Selon lui, pour faire bénéficier les villages environnants des retombées de ce lieu, il a été créé des espaces d'exploitation. Pendant 10 jours, chaque année, une vingtaine de personnes y viennent pour l’exploitation. Les retombées sont partagées par tous les acteurs concernés, pour ne frustrer personne, à savoir les dames exploitantes, le comité de gestion et la mairie. Ils font des sensibilisations pour mieux protéger lesdites zones.

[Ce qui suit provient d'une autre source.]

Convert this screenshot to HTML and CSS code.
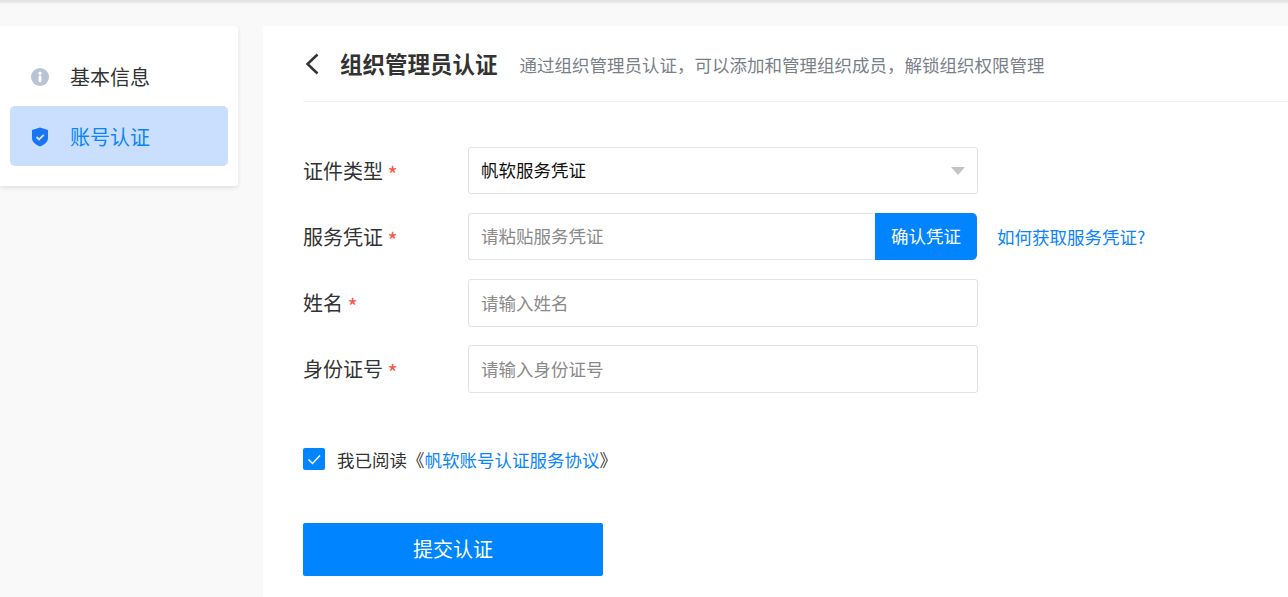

Il y a 13 villages qui sont polarisés par le Bolong de Bambo. ‘’On dissuade le maximum de personnes malintentionnées ou qui veulent y pêcher. Dernièrement, des recherches y ont été faites avec des partenaires sur les différentes espèces de poisson. Les conclusions sur les résultats que nous avons reçus sont satisfaisantes, même s’ils ne sont pas encore complets. Je voudrais vous dire aussi qu’il y a différents produits forestiers, des animaux de la faune terrestre. Les poissons viennent ici pour se cacher, car il y a la sécurité, mais une fois qu’ils pensent être en mesure de circuler, ils ressortent. L’essentiel est qu’ils ont des endroits pour se reproduire sans être dérangés. Une fois la maturité atteinte, ils peuvent aller ailleurs où les gens peuvent les pêcher, mais pas ici dans ce bolong. Nous ne nous lasserons jamais de sensibiliser pour demander aux pêcheurs de respecter la zone tampon. Mais puisque les ressources se font rares, on est toujours dans la communication et la sensibilisation’’, confie le commandant Lamine Kanté.